# caltrain and carbon frames?



## digby (Jul 23, 2004)

I'm coming off a old merckx MX leader steel frame to a specialized s-works carbon road frame. 

I used to ride down from SF to palo alto for work and take caltrain back but I'm just wondering if its a good or bad idea to take a nice carbon frame on caltrain and get it nicked up in the rack of bikes.

I'm new to carbon and still probably slightly paranoid about it.

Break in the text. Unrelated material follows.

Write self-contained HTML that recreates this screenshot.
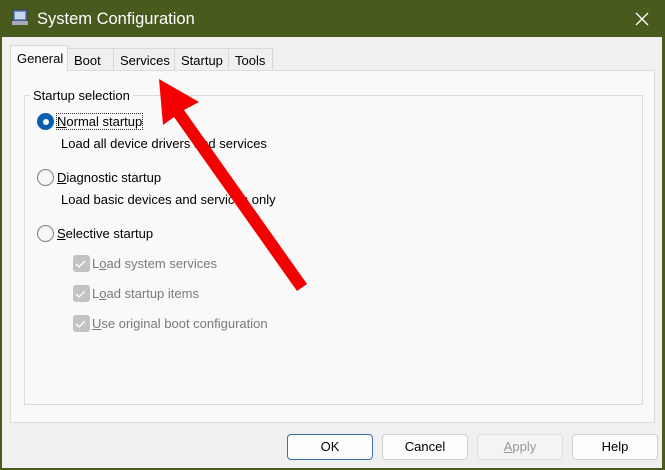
<!DOCTYPE html>
<html><head><style>
*{margin:0;padding:0;box-sizing:border-box}
body{width:665px;height:470px;overflow:hidden;background:#485a1e;font-family:"Liberation Sans",sans-serif;font-size:13px;color:#000;position:relative}
.win{position:absolute;left:2px;top:37px;width:660px;height:431px;background:#f0f0f0}
.title{position:absolute;left:37px;top:10px;color:#fff;font-size:16.5px}
.tab{position:absolute;top:0;height:23px;border:1px solid #d9d9d9;border-bottom:none;background:#f0f0f0;padding:4px 0 0 6px;font-size:13px}
.panel{position:absolute;left:10px;top:70px;width:645px;height:353px;background:#f9f9f9;border:1px solid #dcdcdc}
.group{position:absolute;left:24px;top:95px;width:619px;height:310px;border:1px solid #dcdcdc}
.gl{position:absolute;left:30px;top:88px;background:#f9f9f9;padding:0 3px}
.t{position:absolute;white-space:nowrap}
.radio{position:absolute;width:17px;height:17px;border-radius:50%;border:1px solid #808080;background:#f6f6f6}
.radio.on{background:#0b5fb0;border-color:#0b5fb0}
.radio.on::after{content:"";position:absolute;left:4.5px;top:4.5px;width:6px;height:6px;border-radius:50%;background:#fff}
.cb{position:absolute;width:17px;height:17px;border-radius:3px;background:#c3c3c3}
.g{color:#7a7a7a}
.btn{position:absolute;top:434px;width:86px;height:26px;border:1px solid #d0d0d0;border-radius:4px;background:#fdfdfd;text-align:center;line-height:24px}
</style></head><body>
<svg style="position:absolute;left:11px;top:8px" width="18" height="18"><rect x="2" y="2" width="14" height="11" fill="#6d8fc9" stroke="#334" stroke-width="1"/><rect x="4" y="4" width="10" height="7" fill="#c5d6f0"/><rect x="1" y="13" width="16" height="4" fill="#aab" /></svg>
<div class="title">System Configuration</div>
<svg style="position:absolute;left:635px;top:12px" width="14" height="14"><path d="M1 1L13 13M13 1L1 13" stroke="#fff" stroke-width="1.3"/></svg>
<div class="win"></div>
<div class="tab" style="left:67px;top:48px;width:47px">Boot</div>
<div class="tab" style="left:113px;top:48px;width:62px">Services</div>
<div class="tab" style="left:174px;top:48px;width:55px">Startup</div>
<div class="tab" style="left:228px;top:48px;width:45px">Tools</div>
<div class="panel"></div>
<div class="tab" style="left:10px;top:45px;width:58px;height:26px;background:#f9f9f9;padding-top:5px">General</div>
<div class="group"></div>
<div class="gl">Startup selection</div>
<div class="radio on" style="left:37px;top:113px"></div>
<div class="t" style="left:57px;top:114px;outline:1px dotted #333"><u>N</u>ormal startup</div>
<div class="t" style="left:61px;top:136px">Load all device drivers and services</div>
<div class="radio" style="left:37px;top:169px"></div>
<div class="t" style="left:57px;top:170px"><u>D</u>iagnostic startup</div>
<div class="t" style="left:61px;top:192px">Load basic devices and services only</div>
<div class="radio" style="left:37px;top:225px"></div>
<div class="t" style="left:57px;top:226px"><u>S</u>elective startup</div>
<div class="cb" style="left:73px;top:255px"></div><div class="t g" style="left:92px;top:256px">L<u>o</u>ad system services</div>
<div class="cb" style="left:73px;top:285px"></div><div class="t g" style="left:92px;top:286px">L<u>o</u>ad startup items</div>
<div class="cb" style="left:73px;top:315px"></div><div class="t g" style="left:92px;top:316px"><u>U</u>se original boot configuration</div>
<svg style="position:absolute;left:0;top:0" width="665" height="470">
<path d="M76 264l3 3 6-6M76 294l3 3 6-6M76 324l3 3 6-6" stroke="#fff" stroke-width="1.3" fill="none"/>
<path d="M159 79L199 102L184 110L307 284L297 291L174 117L163 125Z" fill="#f40000"/>
</svg>
<div class="btn" style="left:287px;border-color:#3b6fa8">OK</div>
<div class="btn" style="left:382px">Cancel</div>
<div class="btn" style="left:477px;background:#f4f4f4;color:#9a9a9a;border-color:#e0e0e0"><u>A</u>pply</div>
<div class="btn" style="left:572px">Help</div>
</body></html>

Just wanted to get some thoughts before I start riding down on the new bike.

thanks


----------



## ukbloke (Sep 1, 2007)

I wouldn't do it. I'd be concerned about it getting nicked (stolen) as well as being nicked. Why don't you continue to use the steel bike for this?


----------



## digby (Jul 23, 2004)

took all the parts off the steel bike for the carbon bike. Guess I'll wait for daylight savings(and getting back in shape) and just ride both ways.


----------



## ukbloke (Sep 1, 2007)

Yeah, that's why you need two road bikes - a practical one for commuting, bad weather and as a back-up, and a nice bike for _proper_ rides.


----------



## thien (Feb 18, 2004)

I've seen people stand with their bikes in the bike car. Not sure how kosher it is, but if you're really concerned about it, that might be an option.


----------



## Ventruck (Mar 9, 2009)

If you were taking the train from SF to PA, I'd do it since you'd have dibs at a spot from the first spot.

But tbh, it's a hassle. You can't relax that much, and there's always a careless bonehead on that train. Keep that new bike new until it's old.


----------